In Severodonetsk, “fighting is raging around the industrial zone” where, according to local authorities, 568 people including 38 children – mainly employees and their families – are now taking refuge inside the Azot factory, according to the head of the Severodonetsk district, Roman Vlasenko.

They refuse to evacuate, according to Mr. Gaïdaï, who assured that they receive food, water and some basic medicines.

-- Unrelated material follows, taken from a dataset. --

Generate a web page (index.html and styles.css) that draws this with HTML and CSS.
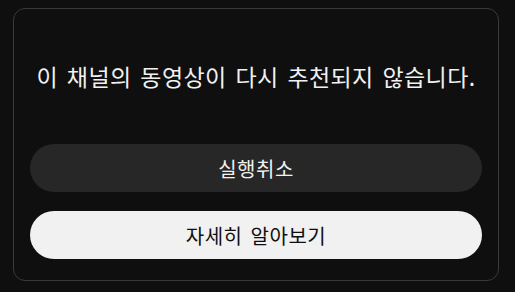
FILE: index.html
```html
<!DOCTYPE html>
<html lang="ko">
<head>
<meta charset="utf-8">
<link rel="stylesheet" href="styles.css">
</head>
<body>
<div class="card">
  <p class="message">이 채널의 동영상이 다시 추천되지 않습니다.</p>
  <div class="actions">
    <button class="btn btn-dark">실행취소</button>
    <button class="btn btn-light">자세히 알아보기</button>
  </div>
</div>
</body>
</html>
```

FILE: styles.css
```css
html, body {
  margin: 0;
  padding: 0;
  background: #0f0f0f;
}
body {
  font-family: "Noto Sans CJK KR", "Noto Sans", sans-serif;
  padding: 8px 0 0 13px;
}
.card {
  box-sizing: border-box;
  width: 486px;
  height: 273px;
  border: 1px solid #3a3a3a;
  border-radius: 12px;
  background: #0f0f0f;
  padding: 53px 16px 20px;
  display: flex;
  flex-direction: column;
}
.message {
  margin: 0;
  color: #f1f1f1;
  font-size: 23px;
  line-height: 28px;
  letter-spacing: 0.4px;
  word-spacing: 2px;
  text-align: center;
}
.actions {
  margin-top: 54px;
  display: flex;
  flex-direction: column;
  gap: 19px;
}
.btn {
  height: 48px;
  border: none;
  border-radius: 24px;
  font-family: inherit;
  font-size: 20px;
  letter-spacing: 0.5px;
  word-spacing: 2px;
  padding: 0;
}
.btn-dark {
  background: #272727;
  color: #f1f1f1;
}
.btn-light {
  background: #f1f1f1;
  color: #0f0f0f;
}
```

According to him, “they will be able to evacuate if there is an agreement at the highest level” between the belligerents, with “a ceasefire and a clearly defined route”.

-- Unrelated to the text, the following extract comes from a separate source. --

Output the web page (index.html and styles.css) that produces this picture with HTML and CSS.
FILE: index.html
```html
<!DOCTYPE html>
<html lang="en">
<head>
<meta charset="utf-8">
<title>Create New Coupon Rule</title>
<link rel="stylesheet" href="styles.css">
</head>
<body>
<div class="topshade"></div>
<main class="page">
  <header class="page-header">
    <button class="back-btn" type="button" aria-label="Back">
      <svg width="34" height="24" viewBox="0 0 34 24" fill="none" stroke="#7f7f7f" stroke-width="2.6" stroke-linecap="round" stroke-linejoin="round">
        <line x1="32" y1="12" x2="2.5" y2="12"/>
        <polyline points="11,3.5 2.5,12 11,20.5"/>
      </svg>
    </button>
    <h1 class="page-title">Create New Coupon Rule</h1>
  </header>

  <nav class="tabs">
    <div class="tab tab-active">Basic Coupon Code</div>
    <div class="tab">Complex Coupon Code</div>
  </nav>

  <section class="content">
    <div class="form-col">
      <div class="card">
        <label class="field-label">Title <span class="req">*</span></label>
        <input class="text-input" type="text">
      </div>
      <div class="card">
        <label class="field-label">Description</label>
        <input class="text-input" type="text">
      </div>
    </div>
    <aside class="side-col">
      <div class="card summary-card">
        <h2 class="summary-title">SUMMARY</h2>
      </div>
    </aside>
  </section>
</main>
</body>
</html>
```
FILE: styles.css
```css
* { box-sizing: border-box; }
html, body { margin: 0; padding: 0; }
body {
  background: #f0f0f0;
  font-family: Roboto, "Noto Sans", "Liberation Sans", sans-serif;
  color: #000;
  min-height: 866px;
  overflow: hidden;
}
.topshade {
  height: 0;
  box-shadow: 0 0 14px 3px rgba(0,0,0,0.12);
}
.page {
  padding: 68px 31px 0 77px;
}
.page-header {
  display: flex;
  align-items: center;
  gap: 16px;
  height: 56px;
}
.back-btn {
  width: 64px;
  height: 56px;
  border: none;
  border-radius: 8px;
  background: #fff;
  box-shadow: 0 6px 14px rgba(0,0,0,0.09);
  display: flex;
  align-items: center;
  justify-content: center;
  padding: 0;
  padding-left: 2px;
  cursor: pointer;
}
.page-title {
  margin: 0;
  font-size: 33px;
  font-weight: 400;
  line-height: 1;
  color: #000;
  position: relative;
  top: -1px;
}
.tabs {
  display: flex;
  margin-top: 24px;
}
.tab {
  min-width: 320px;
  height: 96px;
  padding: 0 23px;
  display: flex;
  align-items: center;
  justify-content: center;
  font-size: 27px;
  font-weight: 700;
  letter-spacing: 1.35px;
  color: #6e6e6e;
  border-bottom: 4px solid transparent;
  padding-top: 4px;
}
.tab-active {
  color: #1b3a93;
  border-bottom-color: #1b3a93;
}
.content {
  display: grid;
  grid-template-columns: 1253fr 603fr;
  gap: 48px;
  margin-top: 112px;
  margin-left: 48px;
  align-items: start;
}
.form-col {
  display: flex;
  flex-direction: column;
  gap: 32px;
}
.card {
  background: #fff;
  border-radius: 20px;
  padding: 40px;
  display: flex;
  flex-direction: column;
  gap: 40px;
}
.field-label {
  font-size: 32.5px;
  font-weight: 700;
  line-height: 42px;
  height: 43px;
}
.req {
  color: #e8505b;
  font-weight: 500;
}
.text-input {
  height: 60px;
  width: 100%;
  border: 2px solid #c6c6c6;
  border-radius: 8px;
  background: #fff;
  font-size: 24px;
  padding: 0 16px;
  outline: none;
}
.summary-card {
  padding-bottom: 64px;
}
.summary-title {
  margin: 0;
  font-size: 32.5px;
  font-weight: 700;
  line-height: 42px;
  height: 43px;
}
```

The Ukrainian president urged his army to “hold on”, judging that the outcome of the war would depend on its resistance and its ability to rein in the Russian army and inflict losses on it.

In the large city of Kharkiv (northeast), Governor Oleg Synegoubov announced on his Telegram channel that 15 people, including an eight-year-old child, were killed on Tuesday and 16 injured under Russian artillery fire.

Several towns in Donbass still under the control of Kyiv are preparing for a new advance by Russian troops, such as Sloviansk and Kramatorsk, east of Severodonetsk.

On Tuesday evening in Washington, a spokesman for the White House, John Kirby, also deemed it “appalling” that Moscow was raising the possibility of imposing the death penalty on two Americans captured by Russia in Ukraine, and confirmed that a second American national had been killed in action in that country.